Last week, with little objection from the international community, the Ethiopian government expelled from the Oggaden the International Committee of the Red Cross, one of the few neutral observers of the crisis left in the region.

 

This is not Darfur. But the situation in Oggaden follows a familiar pattern of a counter insurgency operation in which government forces show little regard for the safety of the civilian population and commit serious abuses, including deliberate attacks on civilians, mass displacement of populations and interference with humanitarian assistance.

 

Unlike in Darfur, however, the state that is perpetrating abuses against its people in Oggaden is a key western ally and recipient of large amounts of western aid.
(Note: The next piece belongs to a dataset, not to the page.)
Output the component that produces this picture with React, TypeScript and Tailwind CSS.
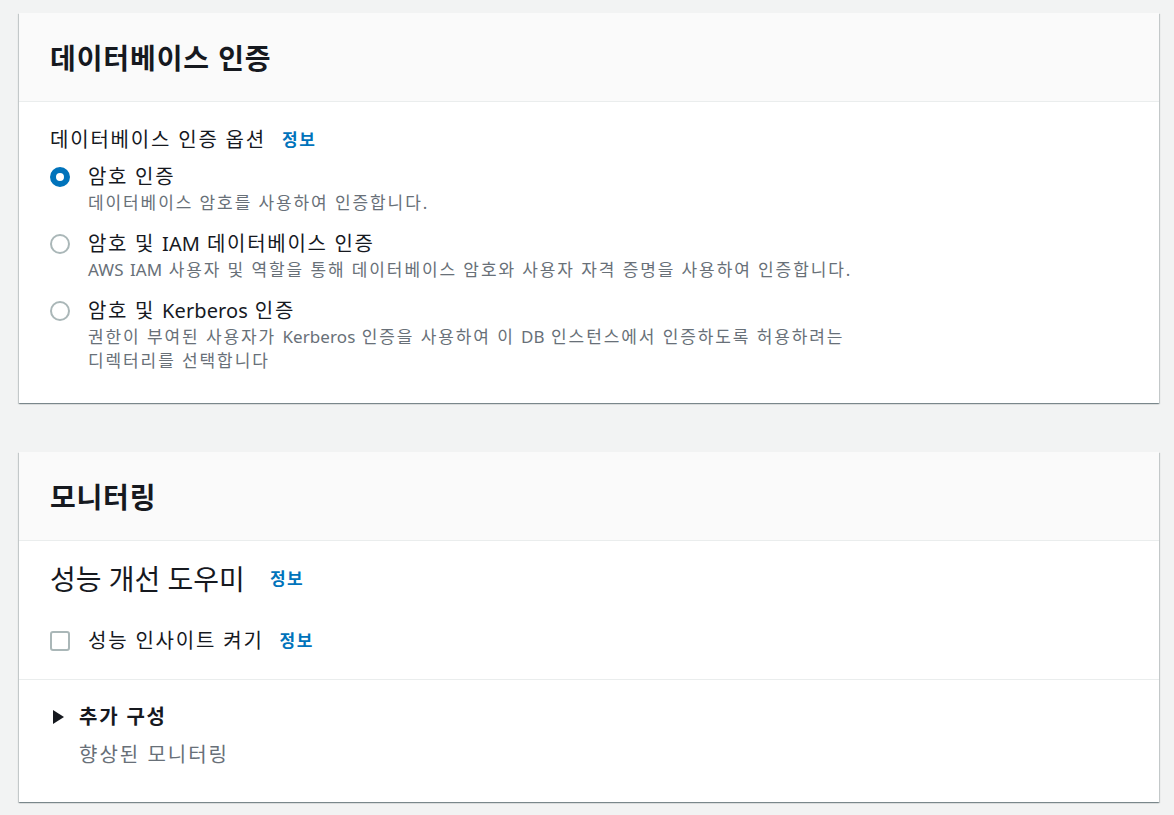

Furthermore the crisis in Oggaden is linked to a military intervention by Ethiopia in Somalia that has been justified in terms of counter terrorism and is firmly supported by the United States and other western donors.

 

Ethiopia has often justified military action in Somalia on grounds of cooperation between what it calls "terrorist" groups in Somalia and the rebellion in Oggaden. The ONLF certainly has strong ethnic and political links to Somali insurgents now fighting against the Ethiopian military presence in Somalia. It may have decided to escalate its rebellion in Oggaden in response to Ethiopia's full-scale military intervention in Somalia in December last year.

 

Now there are reliable reports that, as a result of Ethiopian military pressure inside Somalia, Somali insurgents including members the militant Islamist al-Shabaab have sought refuge in Oggaden where they could be regrouping. Thus instead of containing and calming the situation in Somalia, the actions of Ethiopia's forces there may well be exacerbating the conflict and regionalising it.

 

The emerging crisis in the Oggaden is indicative of an increasingly volatile political and military situation in the Horn of Africa. Predictably civilians are bearing the brunt of the crisis both in the Oggaden and in Somalia where hundreds of thousands have been displaced by fighting since the Ethiopian intervention. Predictably human rights abuses and violations of the laws of war are being perpetrated by all sides. It could all get a lot worse, especially if it leads to a resumption of the war between Ethiopia and Eritrea.

 

So why isn't the international community doing more to address this crisis. Hasn't the UN being saying for years that crisis prevention is better than cure?

 

The EU and the United States have significant leverage over Ethiopia in the form of foreign aid and political influence. They should use it instead of turning a blind eye to abuses carried out by the Ethiopian security forces in the name of counter terrorism.

 

Western support for Ethiopia's counter insurgency efforts in the Horn of Africa is not only morally wrong and riddled with double standards, it is also ineffective and counterproductive. It will lead to the escalation and regionalisation of the conflicts of the region and may well help to radicalise its large and young Muslim population.